Cepat atau lambat para petani ini akan tergusur dan meninggalkan tanah
dan pekerjaan mereka, karena wilayah itu
akan menjadi daerah perdagangan dengan skala besar.
Pas ketika kami tiba kembali dari jalan-jalan di wilayah Kambodia, kami ketemu Wawan di depan kantor Imigrasi Kambodia di Bavet. Dia baru saja tiba di sana, dan mencari kami. Kami tidak bisa berkomunikasi dengan dia, karena ketika masuk wilayah Kambodia, di hp kami tidak ada signal.
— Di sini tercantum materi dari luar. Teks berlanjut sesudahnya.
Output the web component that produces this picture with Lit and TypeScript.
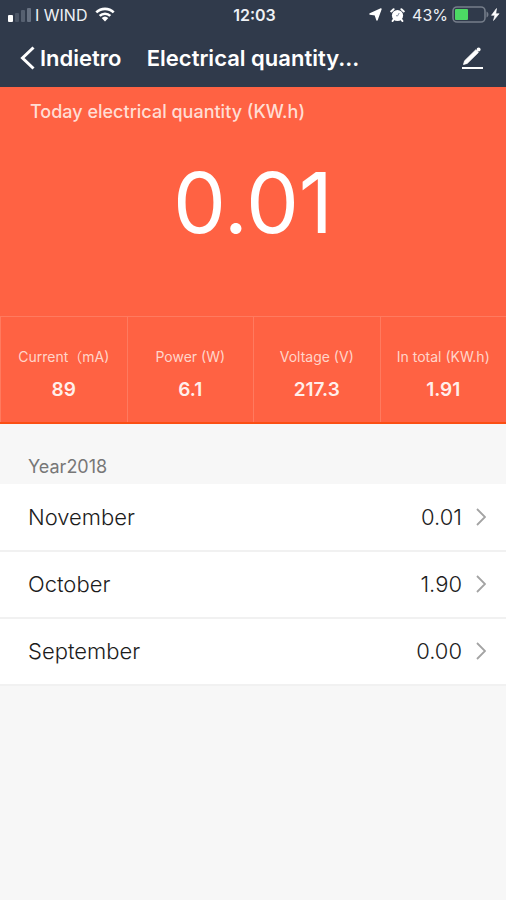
import { LitElement, html, css } from "lit";
import { customElement, state } from "lit/decorators.js";

interface Stat { label: string; value: string; }
interface Month { name: string; value: string; }

@customElement("status-bar")
class StatusBar extends LitElement {
  static styles = css`
    :host {
      display: grid;
      grid-template-columns: 1fr auto 1fr;
      align-items: center;
      height: 29px;
      padding: 0 5px 0 8px;
      font-size: 16px;
      font-weight: 400;
      color: #eef1f5;
    }
    .side { display: flex; align-items: center; gap: 4px; }
    .end { justify-content: flex-end; }
    .carrier { margin-right: 4px; }
    .alarm { margin: 0 3px 0 4px; }
    .time { font-weight: 600; }
    svg { display: block; flex: none; }
  `;
  render() {
    return html`
      <div class="side">
        <svg width="23" height="15" viewBox="0 0 23 15" aria-hidden="true">
          <rect x="0" y="8" width="5" height="7" rx="1" fill="#fff" />
          <rect x="7" y="6" width="4" height="9" rx="1" fill="#4c5666" />
          <rect x="13" y="3" width="4" height="12" rx="1" fill="#566070" />
          <rect x="19" y="1" width="4" height="14" rx="1" fill="#667080" />
        </svg>
        <span class="carrier">I WIND</span>
        <svg width="20" height="15" viewBox="0 0 20 15" aria-hidden="true">
          <g fill="none" stroke="#fff" stroke-width="2.6">
            <path d="M1.3 5.4a12.4 12.4 0 0 1 17.4 0" />
            <path d="M4.7 8.9a7.6 7.6 0 0 1 10.6 0" />
          </g>
          <path d="M10 14.6 6.7 11.1a4.8 4.8 0 0 1 6.6 0z" fill="#fff" />
        </svg>
      </div>
      <span class="time">12:03</span>
      <div class="side end">
        <svg width="13" height="13" viewBox="0 0 13 13" aria-hidden="true">
          <path d="M12 1 8 12 6.200 6.800 1 6z" fill="#fff" stroke="#fff" stroke-width="1.400" stroke-linejoin="round" />
        </svg>
        <svg class="alarm" width="15" height="14" viewBox="0 0 15 14" aria-hidden="true">
          <circle cx="7.500" cy="7.500" r="5.600" fill="#fff" />
          <path d="M1.200 3.400 3.600 1.200M13.800 3.400 11.400 1.200M3.600 11.600 2.600 13M11.400 11.600l1 1.400" stroke="#fff" stroke-width="2" stroke-linecap="round" />
          <path d="M7.500 8 9.200 5M7.500 8 6 7.600" stroke="#8790a0" stroke-width="1" fill="none" />
        </svg>
        <span>43%</span>
        <svg width="49" height="18" viewBox="0 0 49 18" aria-hidden="true">
          <rect x="1" y="1" width="32" height="15" rx="4" fill="none" stroke="#757d8a" stroke-width="1.600" />
          <path d="M34.500 5.500c2.600.8 2.600 5.200 0 6z" fill="#757d8a" />
          <rect x="3" y="3" width="13" height="11" rx="1" fill="#4cd964" />
          <path d="M44.500 2.500 39.500 9.300h3.300L41.500 14.500l5.600-6.800h-3.300z" fill="#fff" stroke="#fff" stroke-width=".6" />
        </svg>
      </div>
    `;
  }
}

@customElement("month-row")
class MonthRow extends LitElement {
  static properties = { name: {}, value: {} };
  declare name: string;
  declare value: string;
  static styles = css`
    :host { display: block; }
    .row {
      box-sizing: border-box;
      display: flex;
      align-items: center;
      width: 100%;
      min-height: 67px;
      padding: 0 20px 2px 28px;
      border: 0;
      border-bottom: 2px solid #f1f1f1;
      background: #fff;
      color: #1c1c1c;
      font: inherit;
      font-size: 22px;
      font-weight: 300;
      text-align: left;
      cursor: pointer;
    }
    .name { flex: 1; }
    .value { margin-right: 14px; }
  `;
  render() {
    return html`
      <button class="row" type="button">
        <span class="name">${this.name}</span>
        <span class="value">${this.value}</span>
        <svg width="10" height="18" viewBox="0 0 10 18" aria-hidden="true">
          <path d="M1 1l8 8-8 8" fill="none" stroke="#a3a3a3" stroke-width="1.800" />
        </svg>
      </button>
    `;
  }
}

@customElement("app-root")
class AppRoot extends LitElement {
  @state() private stats: Stat[] = [
    { label: "Current（mA)", value: "89" },
    { label: "Power (W)", value: "6.1" },
    { label: "Voltage (V)", value: "217.3" },
    { label: "In total (KW.h)", value: "1.91" },
  ];
  @state() private months: Month[] = [
    { name: "November", value: "0.01" },
    { name: "October", value: "1.90" },
    { name: "September", value: "0.00" },
  ];

  static styles = css`
    :host {
      display: block;
      min-height: 100vh;
      background: #f7f7f7;
      font-family: Inter, "Noto Sans CJK SC", sans-serif;
    }
    header { background: #303a4b; color: #fff; }
    nav {
      display: grid;
      grid-template-columns: 1fr auto 1fr;
      align-items: center;
      height: 58px;
      padding: 0 20px;
    }
    nav button {
      display: flex;
      align-items: center;
      gap: 5px;
      padding: 0;
      border: 0;
      background: none;
      color: inherit;
      font: inherit;
      font-size: 22px;
      font-weight: 600;
      cursor: pointer;
    }
    nav .edit { justify-self: end; }
    h1 { margin: 0; font-size: 22px; font-weight: 600; line-height: 28px; }
    .hero { background: #ff6243; color: #fff; }
    .today { display: flex; flex-direction: column; height: 229px; }
    h2 {
      margin: 0;
      padding: 12px 30px 0;
      font-size: 18px;
      font-weight: 500;
      line-height: 26px;
      color: #ffddd4;
    }
    .total {
      margin: 26px 0 0;
      text-align: center;
      font-size: 84px;
      font-weight: 400;
      line-height: 104px;
    }
    dl {
      display: grid;
      grid-template-columns: repeat(4, 1fr);
      margin: 0;
      border-bottom: 2px solid #fb4f14;
    }
    .stat {
      box-sizing: border-box;
      display: flex;
      flex-direction: column;
      align-items: center;
      gap: 12px;
      height: 106px;
      padding-top: 30px;
      border-top: 1px solid #ff7a5f;
      border-left: 1px solid #ff7a5f;
      white-space: nowrap;
    }
    dt { font-size: 14px; line-height: 20px; color: #ffd5ca; }
    dd { margin: 0; font-size: 19px; font-weight: 600; line-height: 22px; color: #ffefeb; }
    h3 {
      margin: 0;
      padding: 30px 28px 4px;
      font-size: 18px;
      font-weight: 400;
      line-height: 26px;
      color: #777;
    }
    .months { padding-top: 1px; background: #fff; }
  `;

  render() {
    return html`
      <header>
        <status-bar></status-bar>
        <nav>
          <button type="button">
            <svg width="15" height="24" viewBox="0 0 15 24" aria-hidden="true">
              <path d="M13.500 1.500 2.500 12l11 10.500" fill="none" stroke="#fff" stroke-width="3" />
            </svg>
            Indietro
          </button>
          <h1>Electrical quantity...</h1>
          <button class="edit" type="button" aria-label="Edit">
            <svg width="26" height="24" viewBox="0 0 26 24" aria-hidden="true">
              <path d="M2 22h21" stroke="#fff" stroke-width="2" />
              <path d="M3.500 18.500 4.600 14.800 15.800 3.800 18.400 6.400 7.200 17.400z" fill="#fff" stroke="#fff" stroke-width=".8" stroke-linejoin="round" />
              <circle cx="18.600" cy="3.600" r="2" fill="#fff" />
            </svg>
          </button>
        </nav>
      </header>
      <section class="hero">
        <div class="today">
          <h2>Today electrical quantity (KW.h)</h2>
          <p class="total">0.01</p>
        </div>
        <dl>
          ${this.stats.map(
            (s) => html`<div class="stat"><dt>${s.label}</dt><dd>${s.value}</dd></div>`
          )}
        </dl>
      </section>
      <section>
        <h3>Year2018</h3>
        <div class="months">
          ${this.months.map(
            (m) => html`<month-row .name=${m.name} .value=${m.value}></month-row>`
          )}
        </div>
      </section>
    `;
  }
}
Mengingat keterbatasan waktu, dan kami semua harus kembali ke Saigon, kami kemudian bersama-sama masuk ke wilayah Vietnam, dengan lebih dulu antre di depan loket Imigrasi Vietnam.
Umumnya makanan dan buah-buahan di sana, sama dengan
buah-buahan dan makanan yang ada di Indonesia. Tentu menunya berbeda. Sayur-sayuran dan buah-buahan tertentu, memang
khas Kambodia / Vietnam dan sulit ditemukan di Indonesia. Nama-namanya juga
sulit untuk diucapkan sehingga tidak dimungkinkan ditulis di sini. Anda yang
kepengin menikmati hidangan khas Kambodia dan Vietnam, bila pas ada rejeki,
silakan berwisata ke sana.
Beda bahasa, beda budaya, beda bangsa dan perbedaan
lainnya tidak menghalangi orang untuk menemui sesama manusia dan bekerja ama
dengan mereka. Sudah ada banyak alat bantu.
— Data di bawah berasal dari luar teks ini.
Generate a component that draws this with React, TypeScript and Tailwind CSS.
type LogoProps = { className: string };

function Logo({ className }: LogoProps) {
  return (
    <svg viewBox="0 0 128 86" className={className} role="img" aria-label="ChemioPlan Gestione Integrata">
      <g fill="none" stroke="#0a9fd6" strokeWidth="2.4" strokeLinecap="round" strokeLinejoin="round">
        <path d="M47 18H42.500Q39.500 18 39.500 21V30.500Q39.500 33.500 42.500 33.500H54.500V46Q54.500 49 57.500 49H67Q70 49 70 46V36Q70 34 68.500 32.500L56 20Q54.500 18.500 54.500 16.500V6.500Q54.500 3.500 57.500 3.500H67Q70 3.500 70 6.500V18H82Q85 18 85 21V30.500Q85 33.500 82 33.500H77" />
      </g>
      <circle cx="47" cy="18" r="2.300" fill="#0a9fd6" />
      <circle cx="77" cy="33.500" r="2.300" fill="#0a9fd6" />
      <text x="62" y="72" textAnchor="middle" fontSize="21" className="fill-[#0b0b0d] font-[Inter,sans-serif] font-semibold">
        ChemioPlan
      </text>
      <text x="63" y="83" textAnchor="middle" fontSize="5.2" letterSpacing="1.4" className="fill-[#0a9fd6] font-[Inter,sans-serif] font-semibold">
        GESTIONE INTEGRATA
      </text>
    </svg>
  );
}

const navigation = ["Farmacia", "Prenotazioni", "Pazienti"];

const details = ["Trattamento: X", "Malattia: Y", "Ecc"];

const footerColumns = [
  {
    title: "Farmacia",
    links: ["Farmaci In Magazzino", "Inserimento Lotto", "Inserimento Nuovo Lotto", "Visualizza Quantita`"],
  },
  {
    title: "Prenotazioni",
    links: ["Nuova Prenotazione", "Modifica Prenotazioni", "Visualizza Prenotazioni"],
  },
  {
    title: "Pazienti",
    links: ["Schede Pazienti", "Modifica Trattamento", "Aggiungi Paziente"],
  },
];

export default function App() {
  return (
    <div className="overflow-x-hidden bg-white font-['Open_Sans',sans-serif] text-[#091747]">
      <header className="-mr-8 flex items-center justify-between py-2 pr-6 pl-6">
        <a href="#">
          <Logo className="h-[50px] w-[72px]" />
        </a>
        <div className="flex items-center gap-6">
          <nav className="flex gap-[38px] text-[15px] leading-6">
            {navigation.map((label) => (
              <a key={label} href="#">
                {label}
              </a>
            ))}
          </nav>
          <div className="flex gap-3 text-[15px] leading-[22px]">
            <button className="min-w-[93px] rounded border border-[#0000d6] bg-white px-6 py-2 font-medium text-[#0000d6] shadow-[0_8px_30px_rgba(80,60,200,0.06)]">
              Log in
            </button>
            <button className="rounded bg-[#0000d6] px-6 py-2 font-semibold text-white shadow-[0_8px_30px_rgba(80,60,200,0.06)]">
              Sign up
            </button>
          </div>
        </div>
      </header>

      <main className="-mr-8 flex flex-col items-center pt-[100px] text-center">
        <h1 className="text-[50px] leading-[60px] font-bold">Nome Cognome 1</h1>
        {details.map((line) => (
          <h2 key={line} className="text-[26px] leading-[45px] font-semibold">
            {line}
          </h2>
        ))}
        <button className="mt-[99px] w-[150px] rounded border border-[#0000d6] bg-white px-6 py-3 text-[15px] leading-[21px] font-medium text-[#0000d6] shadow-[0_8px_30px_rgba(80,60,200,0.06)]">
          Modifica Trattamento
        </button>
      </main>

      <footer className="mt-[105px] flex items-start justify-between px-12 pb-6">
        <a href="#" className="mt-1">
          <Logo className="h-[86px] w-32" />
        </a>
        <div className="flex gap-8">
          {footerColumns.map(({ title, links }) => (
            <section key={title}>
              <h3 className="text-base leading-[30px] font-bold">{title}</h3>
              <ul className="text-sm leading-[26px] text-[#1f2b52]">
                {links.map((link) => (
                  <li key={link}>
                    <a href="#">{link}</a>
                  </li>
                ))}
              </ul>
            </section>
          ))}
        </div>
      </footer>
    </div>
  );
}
Meski demikian, masih tetap ditemukan di banyak tempat, alat bantu itu
sama sekali tidak bisa membantu, tokh manusia tetap bisa berkomunikasi dengan
menggunakan bahasa symbol ( bahasa tubuh ). Orang-orang yang berbeda bahasa itu
bisa saling memahami dan mengerti karena ada bahasa kasih. Bahasa tubuh adalah
bahasa kasih…..bahasa kejujuran yang keluar dari hati. Di dalam hati manusia
itulah, Allah bekerja secara mengagumkan dan menyatukan umat-Nya.